◆ **Information given**:
[Begin]
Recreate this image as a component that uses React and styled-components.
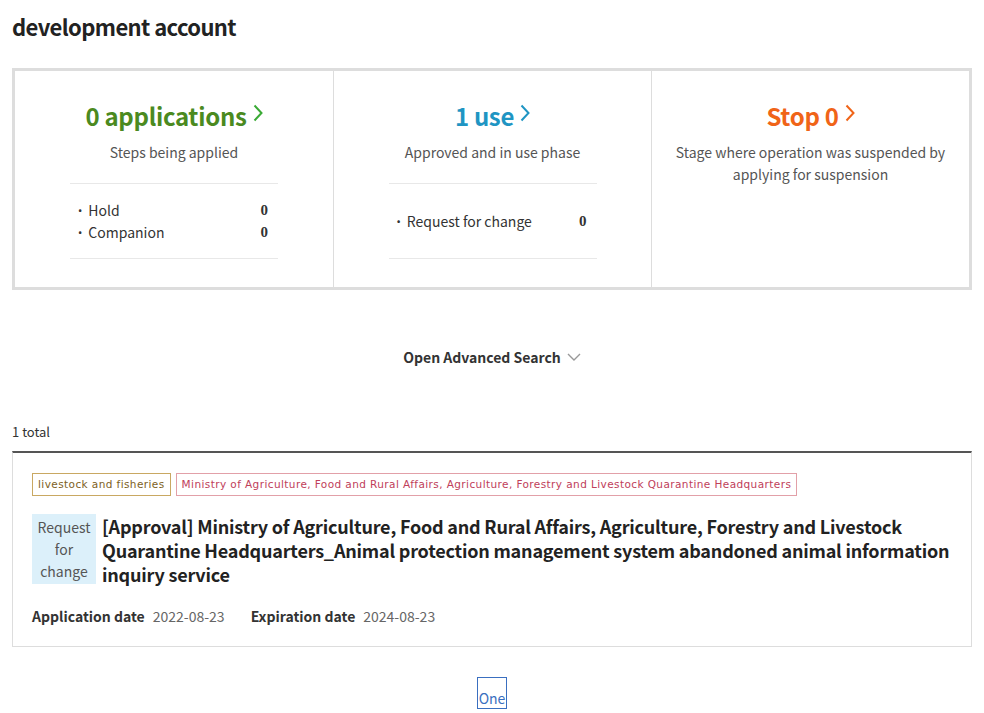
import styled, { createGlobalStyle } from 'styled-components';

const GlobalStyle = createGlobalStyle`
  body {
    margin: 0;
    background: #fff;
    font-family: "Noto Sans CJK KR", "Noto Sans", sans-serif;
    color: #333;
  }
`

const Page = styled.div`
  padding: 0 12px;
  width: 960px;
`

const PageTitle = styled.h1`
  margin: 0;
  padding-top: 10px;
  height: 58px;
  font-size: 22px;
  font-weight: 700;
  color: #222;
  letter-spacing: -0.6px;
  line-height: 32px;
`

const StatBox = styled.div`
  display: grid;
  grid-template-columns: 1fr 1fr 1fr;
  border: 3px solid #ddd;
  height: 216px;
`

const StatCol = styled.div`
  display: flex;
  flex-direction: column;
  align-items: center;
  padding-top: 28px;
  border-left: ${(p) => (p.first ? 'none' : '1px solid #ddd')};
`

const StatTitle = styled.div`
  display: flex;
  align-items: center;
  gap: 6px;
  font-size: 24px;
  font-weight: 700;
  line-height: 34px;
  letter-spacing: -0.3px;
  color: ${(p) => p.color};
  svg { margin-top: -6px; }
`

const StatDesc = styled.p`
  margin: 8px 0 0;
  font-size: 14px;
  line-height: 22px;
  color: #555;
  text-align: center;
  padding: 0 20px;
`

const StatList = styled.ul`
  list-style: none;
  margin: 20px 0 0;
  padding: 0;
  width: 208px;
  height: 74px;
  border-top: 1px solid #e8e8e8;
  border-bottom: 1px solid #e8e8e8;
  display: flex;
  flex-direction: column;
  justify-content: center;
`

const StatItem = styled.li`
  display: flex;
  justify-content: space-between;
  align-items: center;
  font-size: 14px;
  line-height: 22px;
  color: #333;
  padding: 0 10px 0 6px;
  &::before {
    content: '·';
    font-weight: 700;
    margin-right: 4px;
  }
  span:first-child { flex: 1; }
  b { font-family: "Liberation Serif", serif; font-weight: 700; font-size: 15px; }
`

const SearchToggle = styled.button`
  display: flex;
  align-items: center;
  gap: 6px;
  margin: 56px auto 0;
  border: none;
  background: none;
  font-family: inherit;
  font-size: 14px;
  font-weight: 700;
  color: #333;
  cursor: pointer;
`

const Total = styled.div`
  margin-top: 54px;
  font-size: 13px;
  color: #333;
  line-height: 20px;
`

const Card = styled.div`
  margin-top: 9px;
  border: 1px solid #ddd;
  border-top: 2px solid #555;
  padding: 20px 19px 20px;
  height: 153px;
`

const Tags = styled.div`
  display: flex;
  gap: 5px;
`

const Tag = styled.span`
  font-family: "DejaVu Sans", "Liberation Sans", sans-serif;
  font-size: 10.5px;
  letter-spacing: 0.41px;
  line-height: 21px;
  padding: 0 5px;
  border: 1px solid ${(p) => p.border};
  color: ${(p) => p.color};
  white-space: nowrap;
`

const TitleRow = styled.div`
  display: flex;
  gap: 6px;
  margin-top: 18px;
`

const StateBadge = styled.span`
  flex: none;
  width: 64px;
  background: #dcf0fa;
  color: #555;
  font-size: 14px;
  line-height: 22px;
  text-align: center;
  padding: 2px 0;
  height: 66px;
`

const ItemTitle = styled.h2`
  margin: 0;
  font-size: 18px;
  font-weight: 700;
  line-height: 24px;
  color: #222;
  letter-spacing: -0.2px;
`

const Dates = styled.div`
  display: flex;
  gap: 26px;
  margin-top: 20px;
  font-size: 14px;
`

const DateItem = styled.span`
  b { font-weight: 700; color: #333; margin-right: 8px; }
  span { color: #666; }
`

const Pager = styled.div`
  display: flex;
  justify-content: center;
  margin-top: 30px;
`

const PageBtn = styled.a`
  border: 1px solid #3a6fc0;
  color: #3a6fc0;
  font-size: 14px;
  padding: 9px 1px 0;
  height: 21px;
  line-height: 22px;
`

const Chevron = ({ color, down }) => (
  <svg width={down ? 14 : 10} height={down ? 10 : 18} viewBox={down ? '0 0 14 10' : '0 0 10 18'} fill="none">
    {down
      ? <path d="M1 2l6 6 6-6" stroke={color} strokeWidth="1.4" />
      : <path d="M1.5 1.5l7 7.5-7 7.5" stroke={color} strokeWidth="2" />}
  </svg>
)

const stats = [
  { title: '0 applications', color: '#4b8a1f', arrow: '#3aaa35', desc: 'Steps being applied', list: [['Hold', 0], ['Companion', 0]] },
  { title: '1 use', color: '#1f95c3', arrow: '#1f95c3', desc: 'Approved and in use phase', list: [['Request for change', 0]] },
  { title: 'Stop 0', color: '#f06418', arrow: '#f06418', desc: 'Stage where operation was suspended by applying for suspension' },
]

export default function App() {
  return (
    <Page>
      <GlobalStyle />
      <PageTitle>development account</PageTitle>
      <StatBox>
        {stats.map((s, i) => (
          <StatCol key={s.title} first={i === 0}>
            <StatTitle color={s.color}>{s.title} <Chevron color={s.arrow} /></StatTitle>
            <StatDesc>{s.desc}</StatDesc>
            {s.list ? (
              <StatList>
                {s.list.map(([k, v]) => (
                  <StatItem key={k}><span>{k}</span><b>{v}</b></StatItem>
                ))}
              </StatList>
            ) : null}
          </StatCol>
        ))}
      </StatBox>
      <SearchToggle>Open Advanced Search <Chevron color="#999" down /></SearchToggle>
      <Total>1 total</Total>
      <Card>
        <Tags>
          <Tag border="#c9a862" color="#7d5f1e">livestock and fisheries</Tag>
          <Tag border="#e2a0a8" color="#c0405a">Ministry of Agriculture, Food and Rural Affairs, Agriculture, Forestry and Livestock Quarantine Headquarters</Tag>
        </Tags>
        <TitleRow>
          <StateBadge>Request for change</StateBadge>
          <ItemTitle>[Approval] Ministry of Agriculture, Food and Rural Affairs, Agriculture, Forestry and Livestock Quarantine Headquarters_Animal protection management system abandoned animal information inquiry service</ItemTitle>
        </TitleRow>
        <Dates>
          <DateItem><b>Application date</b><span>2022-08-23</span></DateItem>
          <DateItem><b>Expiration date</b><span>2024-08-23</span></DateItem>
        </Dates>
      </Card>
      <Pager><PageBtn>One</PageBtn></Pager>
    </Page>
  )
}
[End]
[Begin]
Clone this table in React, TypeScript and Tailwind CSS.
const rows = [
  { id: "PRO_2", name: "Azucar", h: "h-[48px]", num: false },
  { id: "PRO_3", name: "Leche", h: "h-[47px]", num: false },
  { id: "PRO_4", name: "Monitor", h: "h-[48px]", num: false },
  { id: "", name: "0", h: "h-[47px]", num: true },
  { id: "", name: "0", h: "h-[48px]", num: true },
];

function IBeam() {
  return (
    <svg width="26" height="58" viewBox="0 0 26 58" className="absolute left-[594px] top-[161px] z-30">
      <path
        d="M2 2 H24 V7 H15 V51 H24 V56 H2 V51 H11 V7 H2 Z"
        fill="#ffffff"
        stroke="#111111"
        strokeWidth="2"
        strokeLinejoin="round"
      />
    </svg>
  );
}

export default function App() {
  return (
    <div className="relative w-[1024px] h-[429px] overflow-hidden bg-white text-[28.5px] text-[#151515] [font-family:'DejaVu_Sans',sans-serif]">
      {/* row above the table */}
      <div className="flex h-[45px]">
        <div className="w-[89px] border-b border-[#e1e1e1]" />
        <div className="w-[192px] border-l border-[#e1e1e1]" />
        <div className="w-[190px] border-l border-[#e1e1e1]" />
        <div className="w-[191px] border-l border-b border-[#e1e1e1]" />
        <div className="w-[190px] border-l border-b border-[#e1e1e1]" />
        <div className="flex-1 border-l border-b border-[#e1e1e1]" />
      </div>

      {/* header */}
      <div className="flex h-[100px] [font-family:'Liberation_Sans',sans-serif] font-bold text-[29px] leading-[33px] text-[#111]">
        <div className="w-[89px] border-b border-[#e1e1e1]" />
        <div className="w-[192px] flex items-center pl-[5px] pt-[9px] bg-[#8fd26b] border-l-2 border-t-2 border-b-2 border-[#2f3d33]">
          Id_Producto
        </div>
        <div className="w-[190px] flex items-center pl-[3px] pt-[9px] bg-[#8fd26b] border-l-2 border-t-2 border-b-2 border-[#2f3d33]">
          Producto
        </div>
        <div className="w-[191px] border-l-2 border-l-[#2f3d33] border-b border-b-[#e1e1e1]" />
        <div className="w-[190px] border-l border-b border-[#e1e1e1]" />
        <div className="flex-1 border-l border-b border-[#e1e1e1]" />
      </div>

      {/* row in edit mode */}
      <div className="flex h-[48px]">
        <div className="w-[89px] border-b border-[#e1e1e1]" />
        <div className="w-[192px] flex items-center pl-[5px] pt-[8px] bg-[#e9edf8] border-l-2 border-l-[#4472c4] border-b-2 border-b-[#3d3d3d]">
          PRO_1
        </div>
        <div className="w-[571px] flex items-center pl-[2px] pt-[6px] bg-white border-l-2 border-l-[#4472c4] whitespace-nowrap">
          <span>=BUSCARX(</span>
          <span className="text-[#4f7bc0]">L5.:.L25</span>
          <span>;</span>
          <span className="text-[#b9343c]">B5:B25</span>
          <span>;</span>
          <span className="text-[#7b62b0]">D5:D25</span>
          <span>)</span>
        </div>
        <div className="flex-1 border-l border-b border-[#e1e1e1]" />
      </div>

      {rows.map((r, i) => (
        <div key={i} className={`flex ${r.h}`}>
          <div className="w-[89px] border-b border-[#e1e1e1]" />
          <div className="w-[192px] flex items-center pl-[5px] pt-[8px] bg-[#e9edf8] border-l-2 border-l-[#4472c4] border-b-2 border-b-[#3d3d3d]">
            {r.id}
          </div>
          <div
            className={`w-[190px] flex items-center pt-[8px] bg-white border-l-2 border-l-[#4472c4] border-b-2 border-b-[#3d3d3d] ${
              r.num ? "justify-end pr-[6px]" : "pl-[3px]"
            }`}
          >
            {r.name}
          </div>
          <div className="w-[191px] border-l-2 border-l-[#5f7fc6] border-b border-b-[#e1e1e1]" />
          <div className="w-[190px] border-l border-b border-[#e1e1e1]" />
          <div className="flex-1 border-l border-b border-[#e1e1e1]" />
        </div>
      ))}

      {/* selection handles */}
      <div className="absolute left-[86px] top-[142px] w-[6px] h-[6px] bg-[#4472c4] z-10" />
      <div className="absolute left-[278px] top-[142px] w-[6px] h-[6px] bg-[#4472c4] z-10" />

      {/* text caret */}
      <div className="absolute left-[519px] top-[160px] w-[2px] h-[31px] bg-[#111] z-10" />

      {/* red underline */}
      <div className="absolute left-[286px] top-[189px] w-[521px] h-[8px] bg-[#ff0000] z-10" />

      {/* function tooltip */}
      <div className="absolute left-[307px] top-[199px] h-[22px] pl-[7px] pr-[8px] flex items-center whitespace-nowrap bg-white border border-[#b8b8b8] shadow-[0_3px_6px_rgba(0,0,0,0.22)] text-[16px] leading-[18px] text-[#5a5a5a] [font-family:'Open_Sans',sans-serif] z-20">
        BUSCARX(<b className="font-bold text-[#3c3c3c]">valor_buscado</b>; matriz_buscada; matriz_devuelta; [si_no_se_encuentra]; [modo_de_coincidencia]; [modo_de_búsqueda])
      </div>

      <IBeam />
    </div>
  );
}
[End]
Copy every line of the entries above in which "table" occurs.

◆ **The solution**:
Clone this table in React, TypeScript and Tailwind CSS.
      {/* row above the table */}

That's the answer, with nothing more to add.